**PROVIDED RECORDS**.
-*-
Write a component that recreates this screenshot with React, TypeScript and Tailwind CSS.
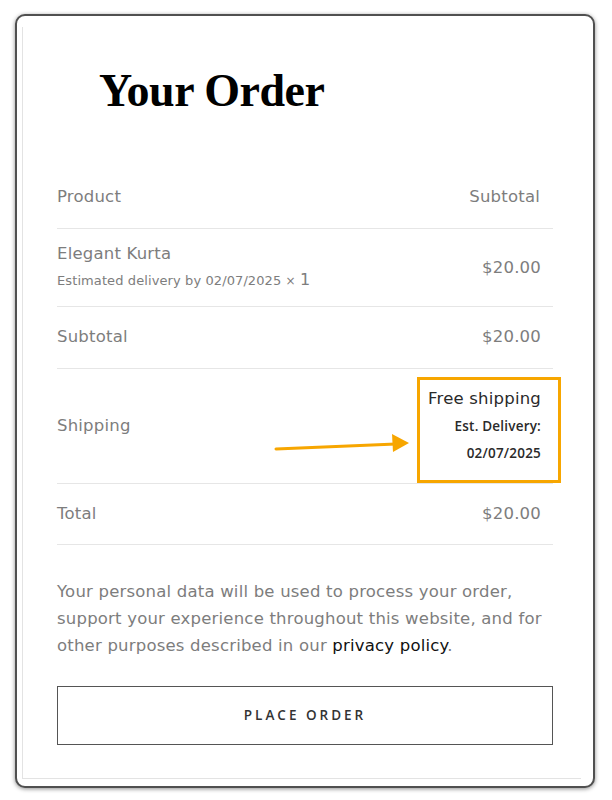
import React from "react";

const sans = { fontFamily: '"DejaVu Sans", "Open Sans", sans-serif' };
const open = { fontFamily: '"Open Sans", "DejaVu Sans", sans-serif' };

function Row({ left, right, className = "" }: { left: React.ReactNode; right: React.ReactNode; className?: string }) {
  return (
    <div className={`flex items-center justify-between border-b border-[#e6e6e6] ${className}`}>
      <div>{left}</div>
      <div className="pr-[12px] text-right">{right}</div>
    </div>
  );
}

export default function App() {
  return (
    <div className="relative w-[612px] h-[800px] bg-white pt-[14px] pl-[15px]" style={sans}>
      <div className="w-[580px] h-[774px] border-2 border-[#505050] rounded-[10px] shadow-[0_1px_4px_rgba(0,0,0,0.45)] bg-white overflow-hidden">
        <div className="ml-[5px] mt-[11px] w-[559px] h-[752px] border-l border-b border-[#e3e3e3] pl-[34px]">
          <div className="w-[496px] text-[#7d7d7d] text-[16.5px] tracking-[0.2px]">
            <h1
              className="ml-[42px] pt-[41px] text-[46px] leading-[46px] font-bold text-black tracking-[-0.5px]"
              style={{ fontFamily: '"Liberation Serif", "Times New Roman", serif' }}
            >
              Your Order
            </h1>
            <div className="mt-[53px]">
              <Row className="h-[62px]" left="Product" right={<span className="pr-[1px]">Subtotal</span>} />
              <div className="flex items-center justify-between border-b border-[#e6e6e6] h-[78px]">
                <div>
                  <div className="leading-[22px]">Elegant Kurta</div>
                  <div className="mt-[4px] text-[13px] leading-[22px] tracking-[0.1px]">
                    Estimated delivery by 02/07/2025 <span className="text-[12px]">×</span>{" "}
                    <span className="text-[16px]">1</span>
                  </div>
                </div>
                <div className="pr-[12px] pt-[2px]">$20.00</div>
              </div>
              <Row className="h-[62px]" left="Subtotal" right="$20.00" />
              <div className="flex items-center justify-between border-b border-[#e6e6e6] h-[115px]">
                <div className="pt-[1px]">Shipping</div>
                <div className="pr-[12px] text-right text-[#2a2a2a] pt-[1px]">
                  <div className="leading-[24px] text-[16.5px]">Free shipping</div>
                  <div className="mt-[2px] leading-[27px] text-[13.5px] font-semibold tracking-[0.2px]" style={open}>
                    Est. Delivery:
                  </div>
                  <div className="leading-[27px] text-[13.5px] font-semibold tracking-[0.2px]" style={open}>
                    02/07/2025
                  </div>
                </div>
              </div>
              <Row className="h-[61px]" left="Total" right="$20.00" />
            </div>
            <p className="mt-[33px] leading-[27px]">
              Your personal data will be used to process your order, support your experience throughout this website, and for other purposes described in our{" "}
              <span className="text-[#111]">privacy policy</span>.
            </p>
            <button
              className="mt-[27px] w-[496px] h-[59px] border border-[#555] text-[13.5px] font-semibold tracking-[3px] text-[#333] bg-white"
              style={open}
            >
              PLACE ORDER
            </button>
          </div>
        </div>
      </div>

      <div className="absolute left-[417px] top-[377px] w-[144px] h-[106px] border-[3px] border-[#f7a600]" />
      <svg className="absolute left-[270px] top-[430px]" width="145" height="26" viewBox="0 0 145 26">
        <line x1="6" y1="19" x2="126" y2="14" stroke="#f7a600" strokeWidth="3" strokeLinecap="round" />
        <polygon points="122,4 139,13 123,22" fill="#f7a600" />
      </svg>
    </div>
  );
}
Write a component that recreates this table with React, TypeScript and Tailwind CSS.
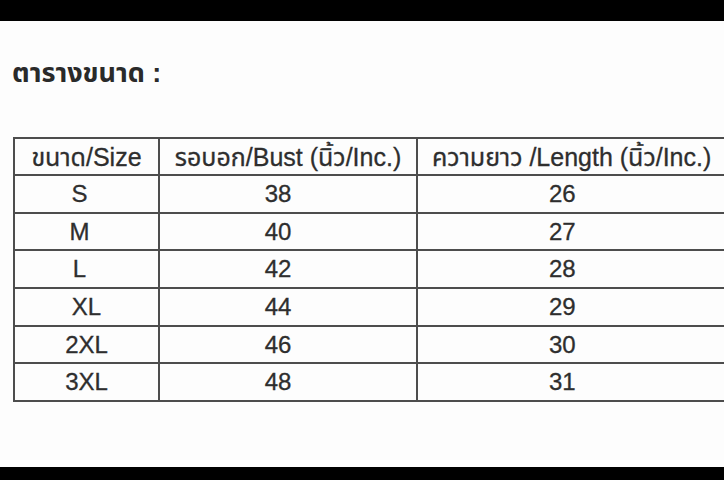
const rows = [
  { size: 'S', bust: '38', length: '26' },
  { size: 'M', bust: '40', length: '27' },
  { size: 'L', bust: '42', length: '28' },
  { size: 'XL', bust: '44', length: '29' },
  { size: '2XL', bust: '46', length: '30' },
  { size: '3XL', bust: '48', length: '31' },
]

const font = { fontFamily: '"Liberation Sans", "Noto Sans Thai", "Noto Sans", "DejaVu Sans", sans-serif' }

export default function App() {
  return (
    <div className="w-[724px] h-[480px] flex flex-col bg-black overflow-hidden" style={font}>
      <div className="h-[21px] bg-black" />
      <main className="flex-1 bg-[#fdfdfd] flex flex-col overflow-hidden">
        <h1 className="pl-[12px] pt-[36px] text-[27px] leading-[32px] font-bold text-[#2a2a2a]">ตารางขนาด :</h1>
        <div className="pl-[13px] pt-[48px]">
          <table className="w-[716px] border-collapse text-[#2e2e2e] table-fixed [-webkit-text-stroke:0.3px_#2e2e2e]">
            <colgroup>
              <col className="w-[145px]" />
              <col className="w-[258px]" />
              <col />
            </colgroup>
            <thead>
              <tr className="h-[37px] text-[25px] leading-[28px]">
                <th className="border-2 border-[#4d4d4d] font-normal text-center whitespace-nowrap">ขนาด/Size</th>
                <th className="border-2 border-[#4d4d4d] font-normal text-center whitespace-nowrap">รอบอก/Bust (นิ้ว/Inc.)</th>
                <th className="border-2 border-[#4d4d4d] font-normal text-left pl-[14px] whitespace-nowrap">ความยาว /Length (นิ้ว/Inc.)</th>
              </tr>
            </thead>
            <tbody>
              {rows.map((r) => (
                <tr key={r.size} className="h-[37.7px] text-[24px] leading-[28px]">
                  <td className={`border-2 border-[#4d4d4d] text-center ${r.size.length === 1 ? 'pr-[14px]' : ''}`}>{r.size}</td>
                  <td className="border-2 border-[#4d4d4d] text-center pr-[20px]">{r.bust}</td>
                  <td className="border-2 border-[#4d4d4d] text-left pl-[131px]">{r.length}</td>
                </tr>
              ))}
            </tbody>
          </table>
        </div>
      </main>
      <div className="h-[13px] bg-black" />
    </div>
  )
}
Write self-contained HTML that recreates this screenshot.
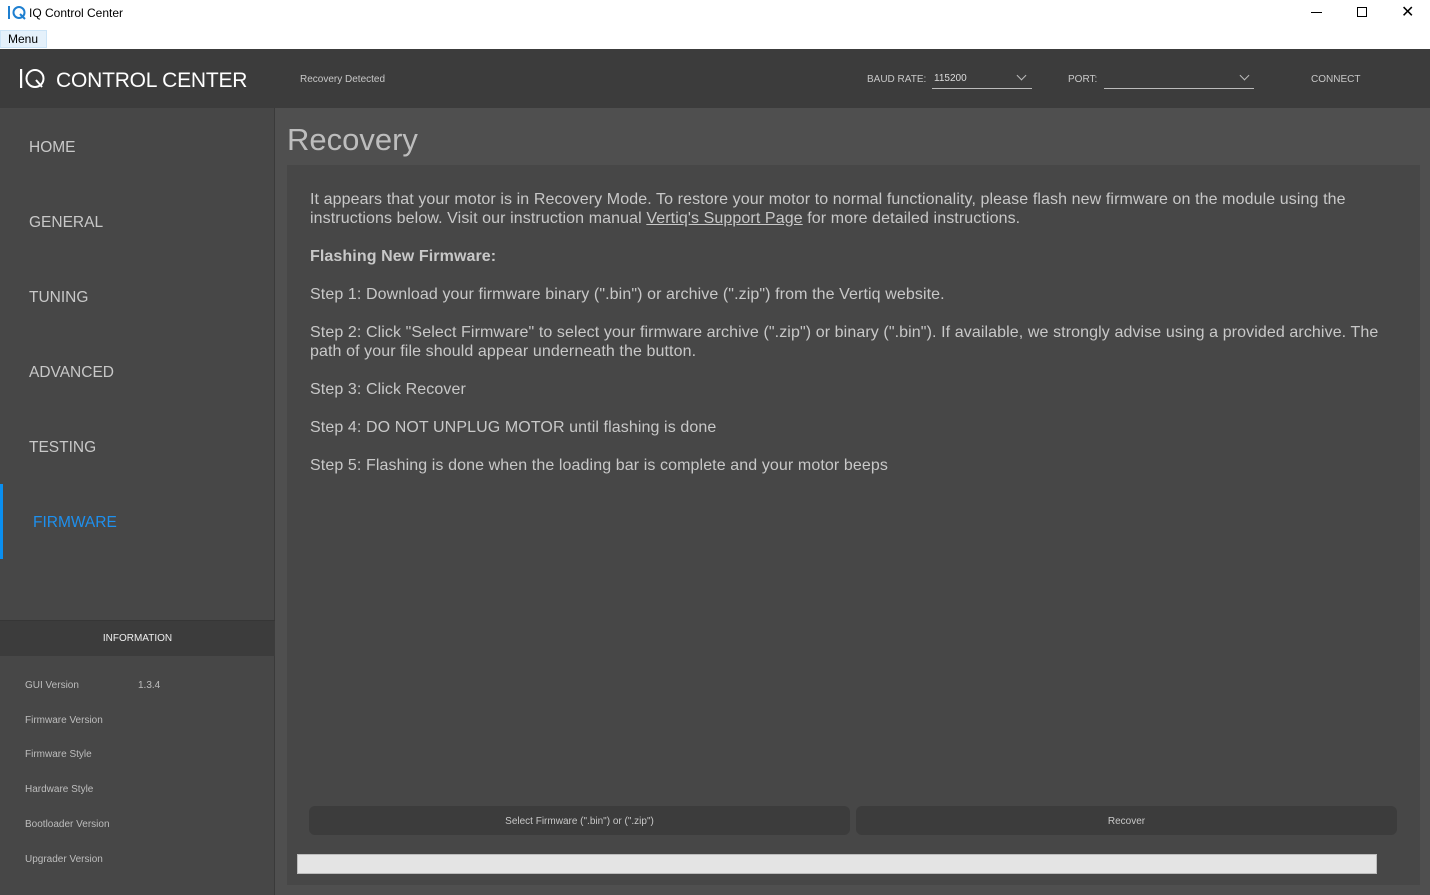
-*-
**WORK TO COMPLETE**.
Set each line of the records down exactly, leaving every picture out.

**RESULT OF THE TASK**.
Write a component that recreates this screenshot with React, TypeScript and Tailwind CSS.
import React from "react";

const sans = { fontFamily: '"DejaVu Sans", "Open Sans", sans-serif' };
const open = { fontFamily: '"Open Sans", "DejaVu Sans", sans-serif' };

function Row({ left, right, className = "" }: { left: React.ReactNode; right: React.ReactNode; className?: string }) {
  return (
    <div className={`flex items-center justify-between border-b border-[#e6e6e6] ${className}`}>
      <div>{left}</div>
      <div className="pr-[12px] text-right">{right}</div>
    </div>
  );
}

export default function App() {
  return (
    <div className="relative w-[612px] h-[800px] bg-white pt-[14px] pl-[15px]" style={sans}>
      <div className="w-[580px] h-[774px] border-2 border-[#505050] rounded-[10px] shadow-[0_1px_4px_rgba(0,0,0,0.45)] bg-white overflow-hidden">
        <div className="ml-[5px] mt-[11px] w-[559px] h-[752px] border-l border-b border-[#e3e3e3] pl-[34px]">
          <div className="w-[496px] text-[#7d7d7d] text-[16.5px] tracking-[0.2px]">
            <h1
              className="ml-[42px] pt-[41px] text-[46px] leading-[46px] font-bold text-black tracking-[-0.5px]"
              style={{ fontFamily: '"Liberation Serif", "Times New Roman", serif' }}
            >
              Your Order
            </h1>
            <div className="mt-[53px]">
              <Row className="h-[62px]" left="Product" right={<span className="pr-[1px]">Subtotal</span>} />
              <div className="flex items-center justify-between border-b border-[#e6e6e6] h-[78px]">
                <div>
                  <div className="leading-[22px]">Elegant Kurta</div>
                  <div className="mt-[4px] text-[13px] leading-[22px] tracking-[0.1px]">
                    Estimated delivery by 02/07/2025 <span className="text-[12px]">×</span>{" "}
                    <span className="text-[16px]">1</span>
                  </div>
                </div>
                <div className="pr-[12px] pt-[2px]">$20.00</div>
              </div>
              <Row className="h-[62px]" left="Subtotal" right="$20.00" />
              <div className="flex items-center justify-between border-b border-[#e6e6e6] h-[115px]">
                <div className="pt-[1px]">Shipping</div>
                <div className="pr-[12px] text-right text-[#2a2a2a] pt-[1px]">
                  <div className="leading-[24px] text-[16.5px]">Free shipping</div>
                  <div className="mt-[2px] leading-[27px] text-[13.5px] font-semibold tracking-[0.2px]" style={open}>
                    Est. Delivery:
                  </div>
                  <div className="leading-[27px] text-[13.5px] font-semibold tracking-[0.2px]" style={open}>
                    02/07/2025
                  </div>
                </div>
              </div>
              <Row className="h-[61px]" left="Total" right="$20.00" />
            </div>
            <p className="mt-[33px] leading-[27px]">
              Your personal data will be used to process your order, support your experience throughout this website, and for other purposes described in our{" "}
              <span className="text-[#111]">privacy policy</span>.
            </p>
            <button
              className="mt-[27px] w-[496px] h-[59px] border border-[#555] text-[13.5px] font-semibold tracking-[3px] text-[#333] bg-white"
              style={open}
            >
              PLACE ORDER
            </button>
          </div>
        </div>
      </div>

      <div className="absolute left-[417px] top-[377px] w-[144px] h-[106px] border-[3px] border-[#f7a600]" />
      <svg className="absolute left-[270px] top-[430px]" width="145" height="26" viewBox="0 0 145 26">
        <line x1="6" y1="19" x2="126" y2="14" stroke="#f7a600" strokeWidth="3" strokeLinecap="round" />
        <polygon points="122,4 139,13 123,22" fill="#f7a600" />
      </svg>
    </div>
  );
}
Write a component that recreates this table with React, TypeScript and Tailwind CSS.
const rows = [
  { size: 'S', bust: '38', length: '26' },
  { size: 'M', bust: '40', length: '27' },
  { size: 'L', bust: '42', length: '28' },
  { size: 'XL', bust: '44', length: '29' },
  { size: '2XL', bust: '46', length: '30' },
  { size: '3XL', bust: '48', length: '31' },
]

const font = { fontFamily: '"Liberation Sans", "Noto Sans Thai", "Noto Sans", "DejaVu Sans", sans-serif' }

export default function App() {
  return (
    <div className="w-[724px] h-[480px] flex flex-col bg-black overflow-hidden" style={font}>
      <div className="h-[21px] bg-black" />
      <main className="flex-1 bg-[#fdfdfd] flex flex-col overflow-hidden">
        <h1 className="pl-[12px] pt-[36px] text-[27px] leading-[32px] font-bold text-[#2a2a2a]">ตารางขนาด :</h1>
        <div className="pl-[13px] pt-[48px]">
          <table className="w-[716px] border-collapse text-[#2e2e2e] table-fixed [-webkit-text-stroke:0.3px_#2e2e2e]">
            <colgroup>
              <col className="w-[145px]" />
              <col className="w-[258px]" />
              <col />
            </colgroup>
            <thead>
              <tr className="h-[37px] text-[25px] leading-[28px]">
                <th className="border-2 border-[#4d4d4d] font-normal text-center whitespace-nowrap">ขนาด/Size</th>
                <th className="border-2 border-[#4d4d4d] font-normal text-center whitespace-nowrap">รอบอก/Bust (นิ้ว/Inc.)</th>
                <th className="border-2 border-[#4d4d4d] font-normal text-left pl-[14px] whitespace-nowrap">ความยาว /Length (นิ้ว/Inc.)</th>
              </tr>
            </thead>
            <tbody>
              {rows.map((r) => (
                <tr key={r.size} className="h-[37.7px] text-[24px] leading-[28px]">
                  <td className={`border-2 border-[#4d4d4d] text-center ${r.size.length === 1 ? 'pr-[14px]' : ''}`}>{r.size}</td>
                  <td className="border-2 border-[#4d4d4d] text-center pr-[20px]">{r.bust}</td>
                  <td className="border-2 border-[#4d4d4d] text-left pl-[131px]">{r.length}</td>
                </tr>
              ))}
            </tbody>
          </table>
        </div>
      </main>
      <div className="h-[13px] bg-black" />
    </div>
  )
}
Write self-contained HTML that recreates this screenshot.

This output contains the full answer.